I had a feeling something like this would happen...
Apartments and condos could be the next battle line, NBC 4's Patrick Preston reported.
Tamara Williams, a Delaware apartment dweller, said that she is concerned about her kids' health and her own asthma because of the smell of cigarette smoke that creeps into her home.
"My husband gets up and he puts towels under the kids' bedroom so they don't get affected," she said. "That's just ridiculous."
The smell of smoke comes from the bathroom, and the likely source is a neighboring family that smokes, Preston reported.
Right now my children are getting bathed in the kitchen because I don't want them exposed to smoke in the bathroom," Williams said.

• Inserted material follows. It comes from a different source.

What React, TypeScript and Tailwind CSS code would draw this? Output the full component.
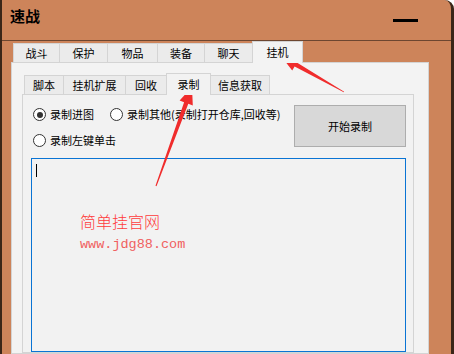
import React from "react";

const OUTER_TABS = [
  { label: "战斗", w: "w-[47px]" },
  { label: "保护", w: "w-[49px]" },
  { label: "物品", w: "w-[51px]" },
  { label: "装备", w: "w-[48px]" },
  { label: "聊天", w: "w-[49px]" },
];

const INNER_TABS = [
  { label: "脚本", w: "w-[40px]" },
  { label: "挂机扩展", w: "w-[63px]" },
  { label: "回收", w: "w-[42px]" },
];

function Radio({ checked, label, className = "" }: { checked?: boolean; label: string; className?: string }) {
  return (
    <div className={`flex items-center h-[13px] ${className}`}>
      <span className="w-[13px] h-[13px] rounded-full border border-[#333] bg-white flex items-center justify-center shrink-0">
        {checked && <span className="w-[6px] h-[6px] rounded-full bg-[#333]" />}
      </span>
      <span className="ml-[4px] text-[11px] leading-[13px] text-black whitespace-nowrap">{label}</span>
    </div>
  );
}

export default function App() {
  return (
    <div className="relative w-[454px] h-[354px] bg-white overflow-hidden font-['Noto_Sans_CJK_SC',sans-serif]">
      <div className="flex flex-col w-[454px] h-[354px] bg-[#cd845a] border-l-2 border-r-[3px] border-[#3b2618] rounded-tr-[9px] overflow-hidden">
        {/* Title bar */}
        <div className="h-[40px] flex justify-between pl-[8px] pr-[33px] shrink-0">
          <span className="mt-[6px] text-[15px] font-bold leading-[20px] text-black">速战</span>
          <span className="mt-[19px] w-[25px] h-[3px] bg-black" />
        </div>
        <div className="h-px bg-[#6d4630] shrink-0" />

        {/* Outer tab control */}
        <div className="flex-1 pl-[9px] flex flex-col">
          <div className="w-[418px] flex flex-col flex-1">
            <div className="h-[21px] flex items-end pl-[2px] shrink-0">
              {OUTER_TABS.map(t => (
                <div
                  key={t.label}
                  className={`${t.w} h-[19px] -ml-px first:ml-0 border border-b-0 border-[#d4d4d4] bg-[#ebebeb] flex items-center justify-center text-[11px] text-black`}
                >
                  {t.label}
                </div>
              ))}
              <div className="w-[51px] h-[22px] -mb-px -ml-px relative z-10 border border-b-0 border-[#d4d4d4] bg-[#f3f3f3] flex items-center justify-center text-[11px] text-black">
                挂机
              </div>
            </div>

            <div className="flex-1 border border-[#d4d4d4] bg-[#f3f3f3] pl-[10px] pr-[14px] pt-[10px] flex flex-col">
              {/* Inner tabs */}
              <div className="h-[21px] flex items-end pl-[2px] shrink-0">
                {INNER_TABS.map(t => (
                  <div
                    key={t.label}
                    className={`${t.w} h-[19px] -ml-px first:ml-0 border border-b-0 border-[#d4d4d4] bg-[#ebebeb] flex items-center justify-center text-[11px] text-black`}
                  >
                    {t.label}
                  </div>
                ))}
                <div className="w-[45px] h-[22px] -mb-px -ml-px relative z-10 border border-b-0 border-[#d4d4d4] bg-[#f2f2f2] flex items-center justify-center text-[11px] text-black">
                  录制
                </div>
                <div className="w-[60px] h-[19px] -ml-px border border-b-0 border-[#d4d4d4] bg-[#ebebeb] flex items-center justify-center text-[11px] text-black">
                  信息获取
                </div>
              </div>

              {/* Inner panel */}
              <div className="flex-1 border border-[#d4d4d4] bg-[#f2f2f2] pl-[8px] pr-[7px] flex flex-col">
                <div className="flex justify-between mt-[10px] h-[53px] shrink-0">
                  <div className="pl-[2px] pt-[3px] flex flex-col gap-[13px]">
                    <div className="flex">
                      <Radio checked label="录制进图" className="w-[77px]" />
                      <Radio label="录制其他(录制打开仓库,回收等)" />
                    </div>
                    <Radio label="录制左键单击" />
                  </div>
                  <button className="w-[112px] h-[42px] border border-[#adadad] bg-[#d8d8d8] text-[11px] text-black">
                    开始录制
                  </button>
                </div>
                <div className="flex-1 border border-[#0a74d4] bg-[#f2f2f2] pl-[4px] pt-[5px]">
                  <div className="w-px h-[13px] bg-black" />
                </div>
              </div>
            </div>
          </div>
        </div>
      </div>

      {/* Watermark */}
      <div className="absolute left-[80px] top-[211px] text-[16px] font-light leading-[20px] text-[#ff3b3b]">简单挂官网</div>
      <div className="absolute left-[80px] top-[238px] text-[13.5px] leading-none text-[#f06060] font-['Liberation_Mono',monospace]">
        www.jdg88.com
      </div>

      {/* Annotation arrows */}
      <svg className="absolute left-0 top-0" width="454" height="354" viewBox="0 0 454 354">
        <polygon
          fill="#f02c2c"
          points="281,56 299.2,58.4 296.8,62.6 344.2,91.7 343.8,92.3 294.6,66.4 292.2,70.6"
        />
        <polygon
          fill="#f02c2c"
          points="192,87 192.8,105.4 188.3,103.8 156.5,186.2 155.5,185.8 184.1,102.2 179.6,100.6"
        />
      </svg>
    </div>
  );
}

According to Micah Berman, executive director of the Tobacco Policy Center, studies have shown that in muti-unit apartment buildings more than half of the air going through any apartment comes from another unit.
After complaining to her apartment complex for weeks, the company has finally allowed Williams to break her lease early.
Currently, there are no smoke-free apartment complexes in Columbus, and it's nearly impossible to get added protection in your lease.
California and New York lawmakers have tried to restrict smoking in apartments statewide. They have failed so far, but last month, the city of Belmont, California voted to ban smoking in apartment and condos that share a wall or ceiling whenever a neighbor complains.
But not everyone seems to think that such an act is reasonable.
"It almost seems like they're trying to harass smokers now," Andrew Korybko, a smoker, said. "It's almost like a modern day type of prohibition."
Many Ohio smokers said that their rights were already violated by last year's ban on smoking in bars and restaurants.
But Micah Berman disagrees.
"There's no constitutional right to smoke," he said. "So there's no legal right to smoke if it's interfering with someone else's rights."
Instead of seeking a change in state law, Berman is trying to convince apartment owners to go smoke-free voluntarily as a way to cut clean-up costs and lower fire risk.
It's a choice that Tamara Williams would have liked.
"I know a lot of people say 'it's my right to smoke', well, it's my right to breathe," she said.